According to Jaurena, “It can take up to six months for a prisoner to meet a social worker who often does not have answers to their questions.

“Some will say ‘I want to see my children,’ or ‘My wife is trying to sell my house – what can I do?’” Jaurena said, adding that most social workers are powerless to act on these grievances.

In an attempt to tackle this problem, Jaurena began a partnership with the Prosecutor’s Office of Mongolia, which has thus far been unsuccessful in compiling a comprehensive record of prisoners’ grievances.

Other than lamenting the quality of the food, prisoners seldom bring more serious complaints – such as reports of abuse at the hands of prison guards – to the Prosecutor’s Office, making it difficult for prison officials to verify and document human rights violations.

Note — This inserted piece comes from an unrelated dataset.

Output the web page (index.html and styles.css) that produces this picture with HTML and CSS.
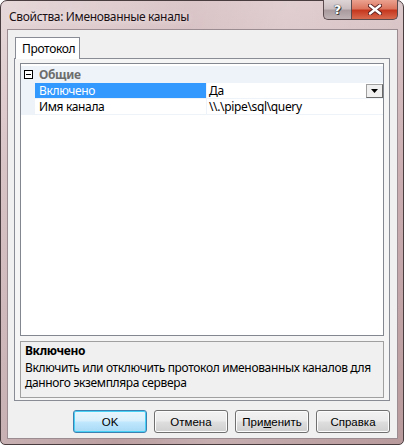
FILE: index.html
```html
<!DOCTYPE html>
<html lang="ru">
<head>
<meta charset="utf-8">
<title>Свойства: Именованные каналы</title>
<link rel="stylesheet" href="styles.css">
</head>
<body>
<div class="window">
  <div class="titlebar">
    <span class="title">Свойства: Именованные каналы</span>
    <div class="caption-btns">
      <div class="cbtn help">?</div>
      <div class="cbtn close">
        <svg width="14" height="11" viewBox="0 0 14 11">
          <path d="M2 1.5 L12 9.5 M12 1.5 L2 9.5" stroke="#5a2020" stroke-width="4.2" stroke-linecap="round"/>
          <path d="M2 1.5 L12 9.5 M12 1.5 L2 9.5" stroke="#ffffff" stroke-width="2.4" stroke-linecap="round"/>
        </svg>
      </div>
    </div>
  </div>
  <div class="client">
    <div class="tabs"><div class="tab">Протокол</div></div>
    <div class="tabpage">
      <div class="grid">
        <div class="row cat">
          <div class="margin"><span class="toggle"></span></div>
          <div class="cat-label">Общие</div>
        </div>
        <div class="row">
          <div class="margin"></div>
          <div class="name sel">Включено</div>
          <div class="value">Да<span class="dd"><svg width="7" height="4" viewBox="0 0 7 4"><path d="M0 0 H7 L3.5 4 Z" fill="#000"/></svg></span></div>
        </div>
        <div class="row">
          <div class="margin"></div>
          <div class="name">Имя канала</div>
          <div class="value">\\.\pipe\sql\query</div>
        </div>
        <div class="grid-fill"></div>
      </div>
      <div class="desc">
        <div class="desc-title">Включено</div>
        <div class="desc-text">Включить или отключить протокол именованных каналов для данного экземпляра сервера</div>
      </div>
    </div>
    <div class="buttons">
      <button class="btn default">OK</button>
      <button class="btn">Отмена</button>
      <button class="btn">При<u>м</u>енить</button>
      <button class="btn">Справка</button>
    </div>
  </div>
</div>
</body>
</html>
```

FILE: styles.css
```css
* { box-sizing: border-box; }
html, body { margin: 0; padding: 0; }
body {
  width: 405px;
  height: 447px;
  background: #ffffff;
  font-family: "Noto Sans", "DejaVu Sans", sans-serif;
  font-size: 12px;
  letter-spacing: -0.35px;
  color: #000;
  overflow: hidden;
}
.window {
  width: 404px;
  height: 445px;
  border: 1px solid #4a3d40;
  border-radius: 7px 7px 5px 5px;
  background:
    linear-gradient(100deg, rgba(255,255,255,0.35) 0%, rgba(255,255,255,0.05) 40%, rgba(255,255,255,0.2) 60%, rgba(255,255,255,0) 100%),
    linear-gradient(180deg, #d9c3c6 0%, #c7a9ac 40%, #b89a9c 100%);
  padding: 0 5px 5px 6px;
  display: flex;
  flex-direction: column;
}
.titlebar {
  height: 28px;
  display: flex;
  align-items: flex-start;
  justify-content: space-between;
}
.title {
  font-size: 12px;
  color: #1a1014;
  margin: 8px 0 0 2px;
  line-height: 16px;
  text-shadow: 0 0 6px rgba(255,255,255,0.8);
}
.caption-btns {
  display: flex;
  margin-top: -1px;
}
.cbtn {
  height: 20px;
  border: 1px solid #5b4a4e;
  border-top: none;
  display: flex;
  align-items: center;
  justify-content: center;
}
.help {
  width: 28px;
  border-radius: 0 0 0 5px;
  border-right: none;
  background: linear-gradient(180deg, #ded5d7 0%, #cbbec1 45%, #a99b9e 55%, #c0b3b6 100%);
  color: #fff;
  font-family: "DejaVu Sans", sans-serif;
  font-weight: bold;
  font-size: 13px;
  letter-spacing: 0;
  text-shadow: 0 0 1px #333, 0 0 1px #333, 1px 1px 0 #444;
}
.close {
  width: 47px;
  border-radius: 0 0 5px 0;
  background: linear-gradient(180deg, #eba290 0%, #dc7660 45%, #c5381f 55%, #d86a4e 100%);
}
.client {
  flex: 1;
  background: #f0f0f0;
  border: 1px solid #9a8c90;
  padding: 7px 7px 0 6px;
  display: flex;
  flex-direction: column;
}
.tabs {
  display: flex;
  height: 22px;
  margin-bottom: -1px;
  position: relative;
  z-index: 1;
}
.tab {
  margin-left: 1px;
  width: 65px;
  height: 22px;
  background: #ffffff;
  border: 1px solid #898c95;
  border-bottom: none;
  padding: 3px 0 0 6px;
  line-height: 15px;
}
.tabpage {
  height: 343px;
  border: 1px solid #898c95;
  padding: 4px 5px 2px 5px;
  display: flex;
  flex-direction: column;
  background: #f5f5f5;
}
.grid {
  height: 273px;
  border: 1px solid #828790;
  background: #ffffff;
  padding-top: 2px;
  display: flex;
  flex-direction: column;
}
.row {
  display: flex;
  height: 16px;
  line-height: 15px;
  border-bottom: 1px solid #eef3fa;
}
.row.cat {
  background: #eef3fa;
  border-bottom: none;
  height: 17px;
  padding-top: 1px;
}
.margin {
  width: 14px;
  flex: none;
  background: #eef3fa;
  display: flex;
  align-items: center;
  justify-content: center;
}
.toggle {
  width: 9px;
  height: 9px;
  border: 1px solid #000;
  background: #fff;
  position: relative;
  margin-top: -2px;
}
.toggle::after {
  content: "";
  position: absolute;
  left: 1px;
  top: 3px;
  width: 5px;
  height: 1px;
  background: #000;
}
.cat-label {
  font-weight: bold;
  color: #6d6d6d;
  padding-left: 4px;
}
.name {
  width: 172px;
  flex: none;
  padding-left: 4px;
  border-right: 1px solid #eef3fa;
}
.name.sel {
  background: #3399ff;
  color: #ffffff;
}
.value {
  flex: 1;
  padding-left: 2px;
  display: flex;
  justify-content: space-between;
}
.dd {
  width: 17px;
  height: 14px;
  margin-top: 1px;
  border: 1px solid #a0a0a0;
  border-right-color: #696969;
  border-bottom-color: #696969;
  background: #f0f0f0;
  display: flex;
  align-items: center;
  justify-content: center;
}
.grid-fill { flex: 1; }
.desc {
  margin-top: 5px;
  height: 57px;
  border: 1px solid #a0a0a0;
  background: #f0f0f0;
  padding: 1px 4px 0 4px;
  line-height: 15px;
}
.desc-title {
  font-weight: bold;
  margin-bottom: 2px;
}
.buttons {
  display: flex;
  justify-content: flex-end;
  gap: 7px;
  margin-top: 9px;
}
.btn {
  width: 74px;
  height: 23px;
  font-family: "Liberation Sans", Arial, sans-serif;
  font-size: 11.5px;
  letter-spacing: 0;
  color: #000;
  border: 1px solid #707070;
  border-radius: 3px;
  background: linear-gradient(180deg, #f2f2f2 0%, #ebebeb 45%, #dddddd 55%, #cfcfcf 100%);
  box-shadow: inset 0 0 0 1px #fcfcfc;
  padding: 0;
}
.btn u { text-decoration: underline; }
.btn.default {
  border-color: #3c7fb1;
  background: linear-gradient(180deg, #eaf6fd 0%, #d9f0fc 45%, #bee6fd 55%, #a7d9f5 100%);
  box-shadow: inset 0 0 0 1px #48d0f5;
}
```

Now, with information supplied by NGOs and other non-state actors, “the prosecutor’s office is preparing to conduct a comprehensive survey, publish the results and hold a conference (about the findings)”, explained Jaurena.

“We are trying to establish international standards,” T. Munkhbayar, of the Prosecutor’s Office of Mongolia, told IPS at the project’s official launch on Oct. 30. “This is the first time civil society has worked with the government in the prison system.”

Caritas will oversee the project, while the CPBHR will mobilise its own pool of lawyers to provide legal training to social workers appointed by the Court Decision Enforcement Agency, assisted by licensed social work experts from the Prison Fellowship of Mongolia, an Australian NGO.

Though she has witnessed a great deal of corruption as an activist, Baasan feels hopeful.

“Mongolia looks very much like a democracy (from the outside) because the government has signed so many international conventions. I have ten volumes of books about these conventions but they are not enforced and the lawyers that use them are extremely rare.”

She is confident that the election of the Democratic Party on Jun. 28, 2012, represents a turning of this tide. “We have a completely new government and I see it as a new era of democracy,” Baasan said.